> [Exercise brief] Check each line for the word "styles" and give how many have it. Say nothing else.

> [Records to use]
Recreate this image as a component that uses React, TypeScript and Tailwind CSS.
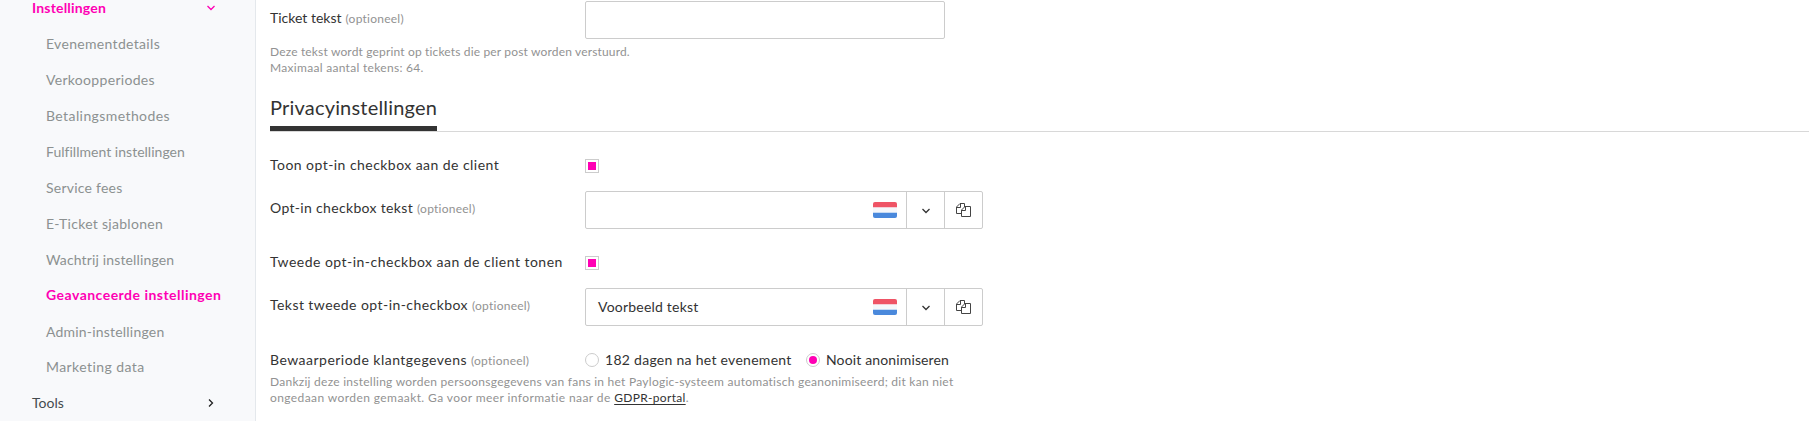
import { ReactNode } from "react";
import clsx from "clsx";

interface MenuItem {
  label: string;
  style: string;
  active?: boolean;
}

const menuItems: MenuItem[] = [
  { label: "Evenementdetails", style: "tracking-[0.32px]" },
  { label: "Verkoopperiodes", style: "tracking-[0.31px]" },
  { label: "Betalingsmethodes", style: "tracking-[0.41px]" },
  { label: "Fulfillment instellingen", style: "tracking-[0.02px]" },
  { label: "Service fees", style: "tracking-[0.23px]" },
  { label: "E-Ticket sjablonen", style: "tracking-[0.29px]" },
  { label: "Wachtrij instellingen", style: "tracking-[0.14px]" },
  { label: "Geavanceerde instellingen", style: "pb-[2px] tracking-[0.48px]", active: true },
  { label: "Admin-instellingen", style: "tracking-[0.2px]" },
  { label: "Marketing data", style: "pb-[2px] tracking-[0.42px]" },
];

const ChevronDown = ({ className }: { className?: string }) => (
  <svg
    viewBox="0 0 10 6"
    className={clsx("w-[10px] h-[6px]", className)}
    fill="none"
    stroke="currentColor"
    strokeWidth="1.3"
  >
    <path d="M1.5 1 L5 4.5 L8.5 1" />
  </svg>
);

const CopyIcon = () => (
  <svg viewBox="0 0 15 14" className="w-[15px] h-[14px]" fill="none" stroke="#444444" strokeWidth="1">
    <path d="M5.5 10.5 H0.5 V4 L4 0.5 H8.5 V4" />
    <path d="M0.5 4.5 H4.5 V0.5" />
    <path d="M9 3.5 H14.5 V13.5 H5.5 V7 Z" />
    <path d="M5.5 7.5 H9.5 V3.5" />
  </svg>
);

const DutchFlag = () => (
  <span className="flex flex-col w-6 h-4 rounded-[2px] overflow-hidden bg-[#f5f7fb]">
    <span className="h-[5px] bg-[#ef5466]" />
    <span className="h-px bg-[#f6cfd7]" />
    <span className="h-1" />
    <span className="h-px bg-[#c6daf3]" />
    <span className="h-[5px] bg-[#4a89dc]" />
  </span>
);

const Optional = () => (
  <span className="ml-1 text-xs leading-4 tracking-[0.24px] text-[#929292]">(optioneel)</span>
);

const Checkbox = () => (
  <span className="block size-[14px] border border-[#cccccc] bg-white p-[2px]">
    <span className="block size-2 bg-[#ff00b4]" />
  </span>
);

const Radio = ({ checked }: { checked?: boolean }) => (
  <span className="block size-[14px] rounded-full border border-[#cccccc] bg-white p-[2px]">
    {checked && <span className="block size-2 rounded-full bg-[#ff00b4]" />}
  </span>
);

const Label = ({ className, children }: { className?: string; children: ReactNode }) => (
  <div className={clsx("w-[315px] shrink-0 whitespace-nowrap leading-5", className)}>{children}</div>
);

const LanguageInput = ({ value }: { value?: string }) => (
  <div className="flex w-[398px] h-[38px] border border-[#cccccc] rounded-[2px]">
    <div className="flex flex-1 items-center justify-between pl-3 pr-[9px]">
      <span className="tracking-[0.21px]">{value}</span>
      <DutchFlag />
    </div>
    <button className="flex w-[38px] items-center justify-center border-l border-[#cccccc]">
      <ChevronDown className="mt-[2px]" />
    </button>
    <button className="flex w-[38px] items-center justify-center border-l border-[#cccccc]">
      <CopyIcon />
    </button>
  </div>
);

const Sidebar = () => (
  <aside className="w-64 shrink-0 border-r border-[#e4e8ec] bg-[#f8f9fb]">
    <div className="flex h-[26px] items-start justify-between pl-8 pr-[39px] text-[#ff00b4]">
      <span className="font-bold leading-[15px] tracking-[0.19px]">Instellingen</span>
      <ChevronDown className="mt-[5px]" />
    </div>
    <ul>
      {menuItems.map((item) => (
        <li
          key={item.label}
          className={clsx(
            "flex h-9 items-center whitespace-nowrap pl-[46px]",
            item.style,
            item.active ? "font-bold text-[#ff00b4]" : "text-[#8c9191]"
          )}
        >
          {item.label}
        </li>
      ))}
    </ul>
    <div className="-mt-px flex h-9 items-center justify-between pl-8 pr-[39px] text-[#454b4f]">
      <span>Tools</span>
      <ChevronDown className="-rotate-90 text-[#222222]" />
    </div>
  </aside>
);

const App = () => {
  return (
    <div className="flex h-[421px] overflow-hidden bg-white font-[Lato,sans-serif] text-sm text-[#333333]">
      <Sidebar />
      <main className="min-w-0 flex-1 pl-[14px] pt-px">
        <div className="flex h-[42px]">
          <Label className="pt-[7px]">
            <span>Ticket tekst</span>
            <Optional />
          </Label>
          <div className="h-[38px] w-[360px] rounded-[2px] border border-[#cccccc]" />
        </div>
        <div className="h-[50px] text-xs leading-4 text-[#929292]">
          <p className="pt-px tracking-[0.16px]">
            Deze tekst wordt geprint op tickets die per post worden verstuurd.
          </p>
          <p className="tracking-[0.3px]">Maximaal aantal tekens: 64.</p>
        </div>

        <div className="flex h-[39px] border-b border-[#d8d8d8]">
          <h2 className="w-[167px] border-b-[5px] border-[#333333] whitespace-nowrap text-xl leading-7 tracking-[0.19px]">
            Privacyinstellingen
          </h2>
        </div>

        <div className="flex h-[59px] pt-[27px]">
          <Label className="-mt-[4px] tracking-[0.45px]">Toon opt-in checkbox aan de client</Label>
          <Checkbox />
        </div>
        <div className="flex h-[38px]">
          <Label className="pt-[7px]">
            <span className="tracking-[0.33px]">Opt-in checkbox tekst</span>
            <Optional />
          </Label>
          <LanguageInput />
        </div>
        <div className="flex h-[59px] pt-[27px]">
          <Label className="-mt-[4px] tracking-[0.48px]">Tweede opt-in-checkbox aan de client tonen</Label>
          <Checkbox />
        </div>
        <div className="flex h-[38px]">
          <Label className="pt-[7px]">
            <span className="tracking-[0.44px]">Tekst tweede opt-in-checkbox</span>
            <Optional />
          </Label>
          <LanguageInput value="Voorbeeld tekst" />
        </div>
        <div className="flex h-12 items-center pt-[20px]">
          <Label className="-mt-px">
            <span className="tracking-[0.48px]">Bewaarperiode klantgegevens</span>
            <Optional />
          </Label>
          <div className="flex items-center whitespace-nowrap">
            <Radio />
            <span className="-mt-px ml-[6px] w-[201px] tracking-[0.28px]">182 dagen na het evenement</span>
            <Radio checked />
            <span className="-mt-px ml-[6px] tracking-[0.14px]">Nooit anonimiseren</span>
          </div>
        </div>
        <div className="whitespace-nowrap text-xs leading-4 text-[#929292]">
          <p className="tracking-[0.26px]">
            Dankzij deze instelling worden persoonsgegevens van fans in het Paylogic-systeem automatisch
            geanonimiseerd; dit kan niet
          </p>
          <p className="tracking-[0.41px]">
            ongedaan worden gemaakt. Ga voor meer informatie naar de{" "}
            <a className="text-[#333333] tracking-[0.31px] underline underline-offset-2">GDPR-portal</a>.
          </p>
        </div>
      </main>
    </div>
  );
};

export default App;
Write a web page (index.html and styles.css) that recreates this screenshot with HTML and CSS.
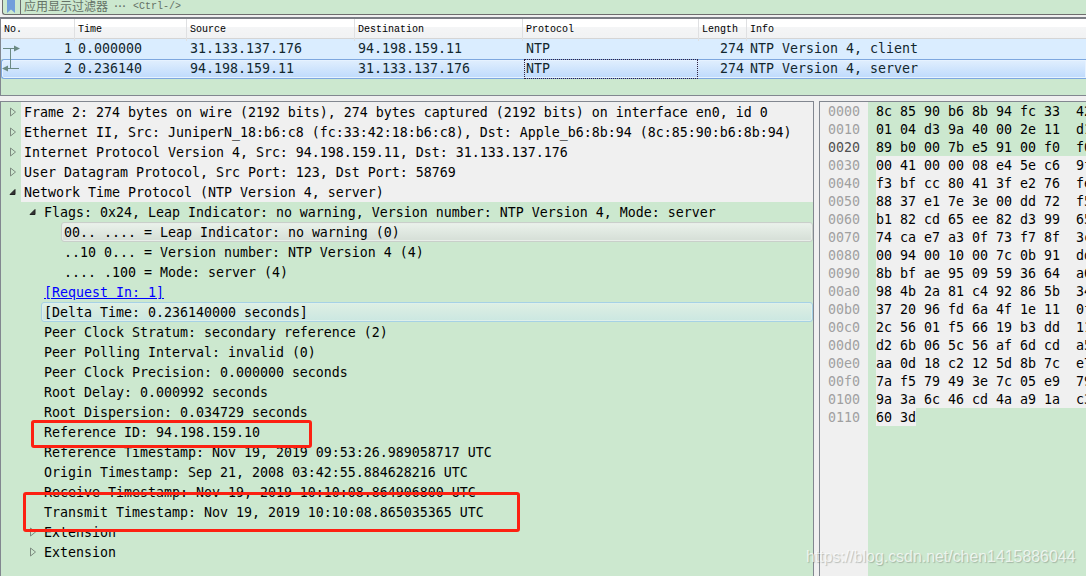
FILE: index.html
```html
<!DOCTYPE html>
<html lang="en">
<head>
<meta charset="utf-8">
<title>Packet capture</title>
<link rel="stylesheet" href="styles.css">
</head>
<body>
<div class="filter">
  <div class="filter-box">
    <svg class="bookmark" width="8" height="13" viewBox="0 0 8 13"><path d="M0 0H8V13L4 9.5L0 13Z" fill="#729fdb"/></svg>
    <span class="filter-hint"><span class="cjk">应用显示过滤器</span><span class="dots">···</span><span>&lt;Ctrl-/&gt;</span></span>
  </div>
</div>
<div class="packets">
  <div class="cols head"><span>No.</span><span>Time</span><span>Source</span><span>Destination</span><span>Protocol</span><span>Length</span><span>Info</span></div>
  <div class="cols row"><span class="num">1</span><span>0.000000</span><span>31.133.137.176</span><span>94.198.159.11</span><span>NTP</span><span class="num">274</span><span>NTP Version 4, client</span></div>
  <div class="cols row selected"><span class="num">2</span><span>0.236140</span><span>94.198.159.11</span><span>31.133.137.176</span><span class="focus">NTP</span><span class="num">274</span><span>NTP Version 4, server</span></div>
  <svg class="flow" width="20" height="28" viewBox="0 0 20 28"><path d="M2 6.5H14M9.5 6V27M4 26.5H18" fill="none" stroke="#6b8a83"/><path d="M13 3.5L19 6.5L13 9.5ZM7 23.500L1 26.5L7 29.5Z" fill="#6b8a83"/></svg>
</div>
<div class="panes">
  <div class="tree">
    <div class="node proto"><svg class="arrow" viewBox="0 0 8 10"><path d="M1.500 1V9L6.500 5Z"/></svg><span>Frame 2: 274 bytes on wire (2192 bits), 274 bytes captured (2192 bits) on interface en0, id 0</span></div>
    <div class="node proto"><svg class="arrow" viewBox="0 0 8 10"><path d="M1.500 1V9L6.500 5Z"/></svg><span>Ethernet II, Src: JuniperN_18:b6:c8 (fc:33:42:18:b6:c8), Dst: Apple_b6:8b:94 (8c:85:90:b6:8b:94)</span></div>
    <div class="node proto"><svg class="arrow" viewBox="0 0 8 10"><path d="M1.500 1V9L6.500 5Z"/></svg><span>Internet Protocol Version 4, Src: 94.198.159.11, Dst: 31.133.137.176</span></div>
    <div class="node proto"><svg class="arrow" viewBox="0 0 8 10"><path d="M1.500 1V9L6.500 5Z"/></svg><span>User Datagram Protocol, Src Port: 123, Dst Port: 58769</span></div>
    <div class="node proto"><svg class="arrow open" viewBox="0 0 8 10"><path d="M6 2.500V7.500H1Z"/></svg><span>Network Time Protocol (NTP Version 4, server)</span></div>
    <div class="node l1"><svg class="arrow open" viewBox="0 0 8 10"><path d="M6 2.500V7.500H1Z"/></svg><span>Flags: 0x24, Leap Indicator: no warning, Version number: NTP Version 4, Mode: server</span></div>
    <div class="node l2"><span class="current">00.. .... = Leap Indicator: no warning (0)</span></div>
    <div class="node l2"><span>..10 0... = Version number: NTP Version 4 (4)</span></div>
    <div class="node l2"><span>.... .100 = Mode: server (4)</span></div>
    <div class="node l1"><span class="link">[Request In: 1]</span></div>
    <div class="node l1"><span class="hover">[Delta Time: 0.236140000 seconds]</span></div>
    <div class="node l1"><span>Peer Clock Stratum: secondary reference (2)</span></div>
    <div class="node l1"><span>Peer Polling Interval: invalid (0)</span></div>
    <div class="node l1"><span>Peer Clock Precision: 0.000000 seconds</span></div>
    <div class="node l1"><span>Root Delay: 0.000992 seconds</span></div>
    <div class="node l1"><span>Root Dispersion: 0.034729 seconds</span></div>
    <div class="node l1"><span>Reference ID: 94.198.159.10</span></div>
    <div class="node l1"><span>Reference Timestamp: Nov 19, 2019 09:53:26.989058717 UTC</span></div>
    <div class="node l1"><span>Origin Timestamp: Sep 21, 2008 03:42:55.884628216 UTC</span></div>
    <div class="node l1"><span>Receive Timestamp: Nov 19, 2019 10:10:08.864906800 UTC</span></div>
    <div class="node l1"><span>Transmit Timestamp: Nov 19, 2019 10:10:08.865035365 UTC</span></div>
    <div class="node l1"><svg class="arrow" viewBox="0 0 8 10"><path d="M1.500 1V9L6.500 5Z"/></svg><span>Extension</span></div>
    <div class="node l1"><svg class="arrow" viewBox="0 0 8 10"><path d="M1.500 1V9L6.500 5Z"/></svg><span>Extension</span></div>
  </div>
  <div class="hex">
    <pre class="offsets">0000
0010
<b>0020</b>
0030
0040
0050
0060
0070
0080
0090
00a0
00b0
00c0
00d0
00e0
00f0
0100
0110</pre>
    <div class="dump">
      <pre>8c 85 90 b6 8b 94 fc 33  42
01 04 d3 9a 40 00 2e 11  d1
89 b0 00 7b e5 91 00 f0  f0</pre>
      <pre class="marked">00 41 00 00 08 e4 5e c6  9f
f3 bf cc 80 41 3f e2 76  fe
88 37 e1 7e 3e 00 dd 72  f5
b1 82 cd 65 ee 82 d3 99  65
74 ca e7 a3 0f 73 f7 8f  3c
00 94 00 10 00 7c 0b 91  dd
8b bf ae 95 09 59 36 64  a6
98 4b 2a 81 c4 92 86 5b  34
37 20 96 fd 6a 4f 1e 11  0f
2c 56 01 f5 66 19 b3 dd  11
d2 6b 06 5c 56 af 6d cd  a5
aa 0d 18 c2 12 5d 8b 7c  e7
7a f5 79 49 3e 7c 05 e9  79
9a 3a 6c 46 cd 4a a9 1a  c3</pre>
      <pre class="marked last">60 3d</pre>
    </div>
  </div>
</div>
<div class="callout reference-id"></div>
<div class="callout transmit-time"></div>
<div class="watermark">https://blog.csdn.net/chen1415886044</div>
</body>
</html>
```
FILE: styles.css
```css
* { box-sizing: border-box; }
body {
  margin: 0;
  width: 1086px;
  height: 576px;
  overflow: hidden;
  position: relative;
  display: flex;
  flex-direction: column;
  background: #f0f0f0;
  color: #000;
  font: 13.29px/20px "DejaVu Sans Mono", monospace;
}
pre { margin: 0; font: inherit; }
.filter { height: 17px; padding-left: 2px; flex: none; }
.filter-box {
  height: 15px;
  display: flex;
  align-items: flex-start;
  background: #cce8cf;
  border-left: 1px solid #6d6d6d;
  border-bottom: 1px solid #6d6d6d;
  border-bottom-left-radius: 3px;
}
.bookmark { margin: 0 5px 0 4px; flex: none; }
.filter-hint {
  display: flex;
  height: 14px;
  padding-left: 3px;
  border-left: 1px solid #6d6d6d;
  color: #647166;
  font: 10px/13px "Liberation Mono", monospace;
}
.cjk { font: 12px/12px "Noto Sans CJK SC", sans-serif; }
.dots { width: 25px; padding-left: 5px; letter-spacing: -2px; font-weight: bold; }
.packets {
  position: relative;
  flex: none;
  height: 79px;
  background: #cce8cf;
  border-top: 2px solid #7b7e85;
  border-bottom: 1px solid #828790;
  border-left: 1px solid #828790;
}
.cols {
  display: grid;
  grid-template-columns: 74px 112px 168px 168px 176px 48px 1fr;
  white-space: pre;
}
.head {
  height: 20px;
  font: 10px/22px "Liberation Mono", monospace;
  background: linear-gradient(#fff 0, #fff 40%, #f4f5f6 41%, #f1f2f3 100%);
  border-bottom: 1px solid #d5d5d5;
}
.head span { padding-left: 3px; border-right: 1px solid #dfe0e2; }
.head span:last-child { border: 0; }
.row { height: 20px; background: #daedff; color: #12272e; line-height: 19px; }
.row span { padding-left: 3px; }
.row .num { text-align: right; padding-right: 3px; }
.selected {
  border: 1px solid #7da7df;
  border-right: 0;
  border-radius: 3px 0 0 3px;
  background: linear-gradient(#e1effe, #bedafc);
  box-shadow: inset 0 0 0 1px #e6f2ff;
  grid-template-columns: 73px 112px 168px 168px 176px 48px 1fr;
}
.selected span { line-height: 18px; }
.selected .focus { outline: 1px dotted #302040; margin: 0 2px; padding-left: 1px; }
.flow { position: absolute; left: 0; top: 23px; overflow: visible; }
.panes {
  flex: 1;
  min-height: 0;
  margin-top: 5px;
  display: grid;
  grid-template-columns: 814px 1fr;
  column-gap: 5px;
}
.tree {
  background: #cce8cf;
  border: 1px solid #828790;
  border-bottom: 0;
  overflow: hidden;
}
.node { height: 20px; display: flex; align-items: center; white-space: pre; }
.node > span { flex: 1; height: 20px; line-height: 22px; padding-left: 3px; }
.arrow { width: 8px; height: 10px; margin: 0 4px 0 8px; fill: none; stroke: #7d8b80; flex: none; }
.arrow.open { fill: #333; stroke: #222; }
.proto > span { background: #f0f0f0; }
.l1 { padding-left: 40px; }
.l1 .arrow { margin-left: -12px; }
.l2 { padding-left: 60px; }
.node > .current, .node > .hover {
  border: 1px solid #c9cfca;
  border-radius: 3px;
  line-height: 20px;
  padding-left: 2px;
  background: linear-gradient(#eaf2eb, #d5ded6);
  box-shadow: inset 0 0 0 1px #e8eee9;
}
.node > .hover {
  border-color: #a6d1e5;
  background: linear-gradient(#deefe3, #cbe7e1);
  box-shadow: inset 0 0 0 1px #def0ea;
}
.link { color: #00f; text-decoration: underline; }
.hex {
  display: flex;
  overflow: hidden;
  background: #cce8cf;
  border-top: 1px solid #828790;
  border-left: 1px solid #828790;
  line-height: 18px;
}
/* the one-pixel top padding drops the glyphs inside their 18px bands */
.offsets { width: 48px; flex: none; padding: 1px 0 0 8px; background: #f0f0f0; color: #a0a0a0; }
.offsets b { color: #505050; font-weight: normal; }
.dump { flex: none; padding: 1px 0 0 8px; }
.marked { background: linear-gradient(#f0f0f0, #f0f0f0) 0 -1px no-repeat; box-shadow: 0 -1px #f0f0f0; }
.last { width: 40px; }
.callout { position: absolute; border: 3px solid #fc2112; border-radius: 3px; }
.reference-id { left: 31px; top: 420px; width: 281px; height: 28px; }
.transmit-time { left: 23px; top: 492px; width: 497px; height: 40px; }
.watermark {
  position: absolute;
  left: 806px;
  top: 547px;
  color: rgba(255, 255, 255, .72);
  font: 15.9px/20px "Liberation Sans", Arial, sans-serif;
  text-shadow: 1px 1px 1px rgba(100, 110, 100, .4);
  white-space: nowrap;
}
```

> [Task response] 3